Blogger Jim Murdoch said...

What makes a poem a poem? I think, and part of me hates myself for saying this, that a poem is a poem because I say it is. But, that aside, why call it a poem in the first place? Why, as you suggest, do we not do away with such terms and be happy with simply 'writing'? I've been thinking about this at the moment and I have a few notes jotted for a blog (which may or may not materialise) but what I'm thinking about is that when we know we are looking at a poem we switch heads.

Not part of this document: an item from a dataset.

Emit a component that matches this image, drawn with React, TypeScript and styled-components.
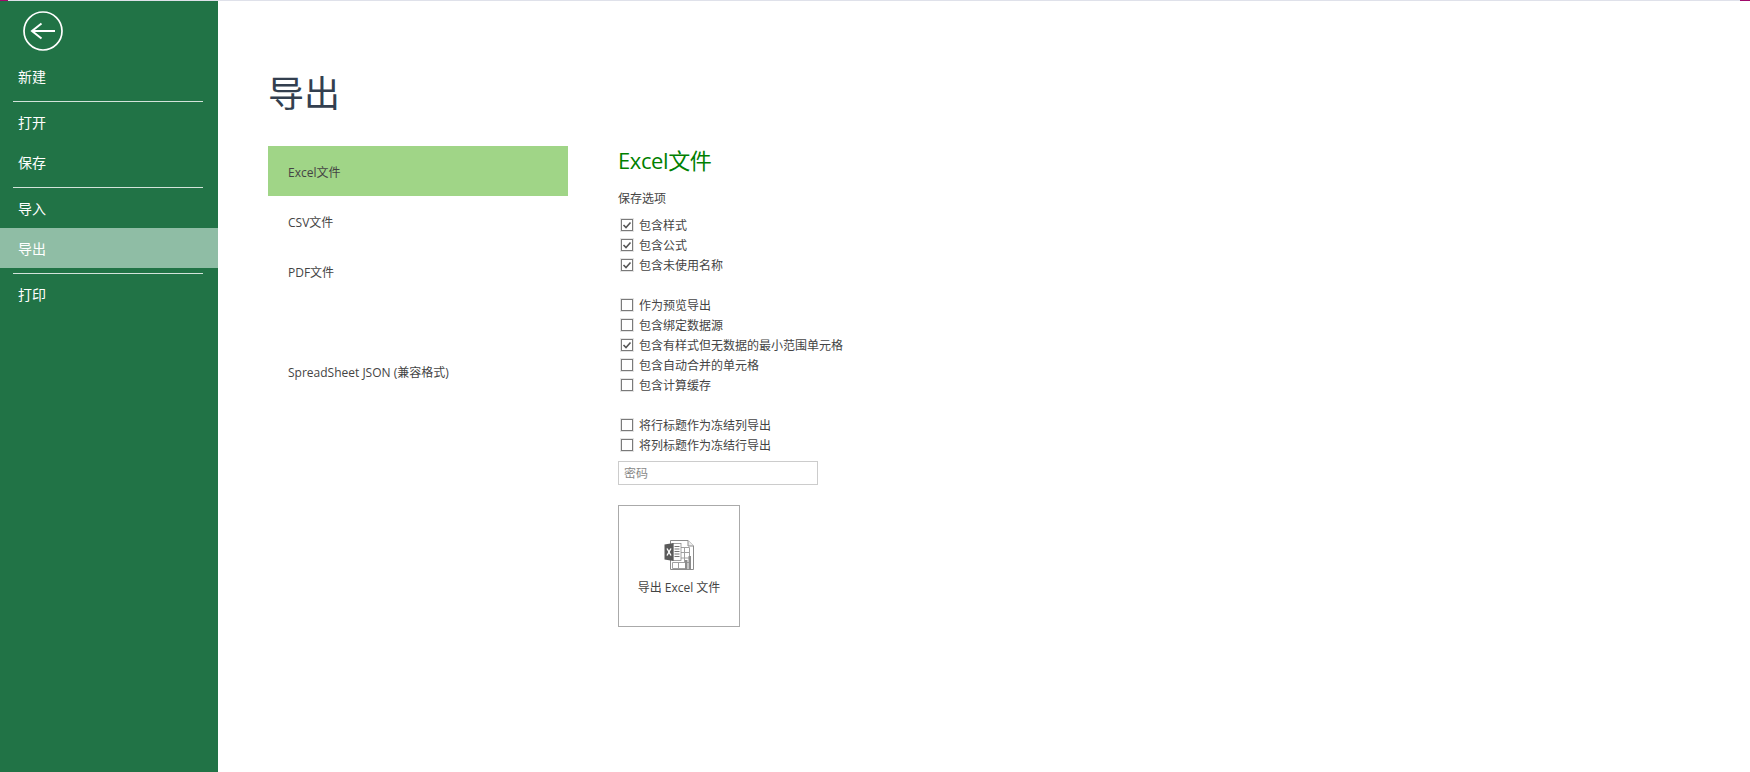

Think about your vacuum cleaner, it has different heads for different jobs, well when I know I'm looking at a poem I'm expecting that I will be expected to look beyond the surface of the words. I'm not, even in the simplest of poems, expecting that what is on the surface will be all there is to the piece. With prose I am expecting to be told a story of some sort or other. Yes, there may well be subtext and many of the clever things that poets use but they will be diluted by the sheer quantity of the words I have to wade through. There are always exceptions but as I general rule of thumb I would say that about sums it up.

5:43 AM  
Blogger Art Durkee said...

"Switching heads" is a great analogy. It fits well with what I mean when I say switching between mindsets, or changing worldviews. When we look at a poem vs. a piece of prose, I think we do indeed switch heads; I absolutely agree. We look at the writing with a different set of expectations, filters, and ideas (ideologies).

It's a good rule of thumb, indeed.

Of course one thing I like is writing that breaks down these distinctions, or dissolves between them, making the flow of the writing move between any and all of the supposedly separated categories.